From the National Employment Law Project study. Click to enrage.

I believe this is a worldwide phenomenon, driven by the entry of technology into the workforce, which has the effect of making non-technified jobs dumber and dumber (hence lower-paying). If this thesis is correct, it's extremely troubling, because it means the current worldwide rolloff in demand will only continue. Low demand is caused by low wages. Extrapolation of this trend does mean capitalism increasingly struggles with a low-demand problem. Meanwhile, the owners of the "means of production" are putting money not into plant expansion or growth but into stock-share buybacks and other programs that merely reinforce their ownership (and thus their hegemonic position relative to workers). This was indeed the endgame foreseen by Marx.
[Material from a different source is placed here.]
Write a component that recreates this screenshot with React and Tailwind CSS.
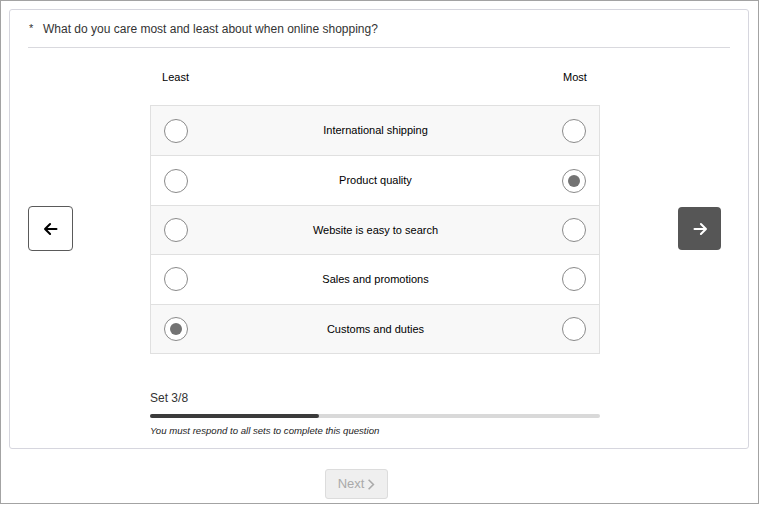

We live in an economy that produces richer winners, not more winners. This is the wealth inequality effect that has been documented so many times by so many researchers. The problem is, as wealth becomes more concentrated, the propensity for consumption declines. If we don't do something to reverse the course we're on, economic decline (stagnation of consumption, stagnation of incomes, a reduction in the tax base, deflation, low real growth, increasing national debt, etc.) accelerates, and we all find ourselves living in our very own version of Greece.

And at that point, yes, sad to say, Marx has the last laugh.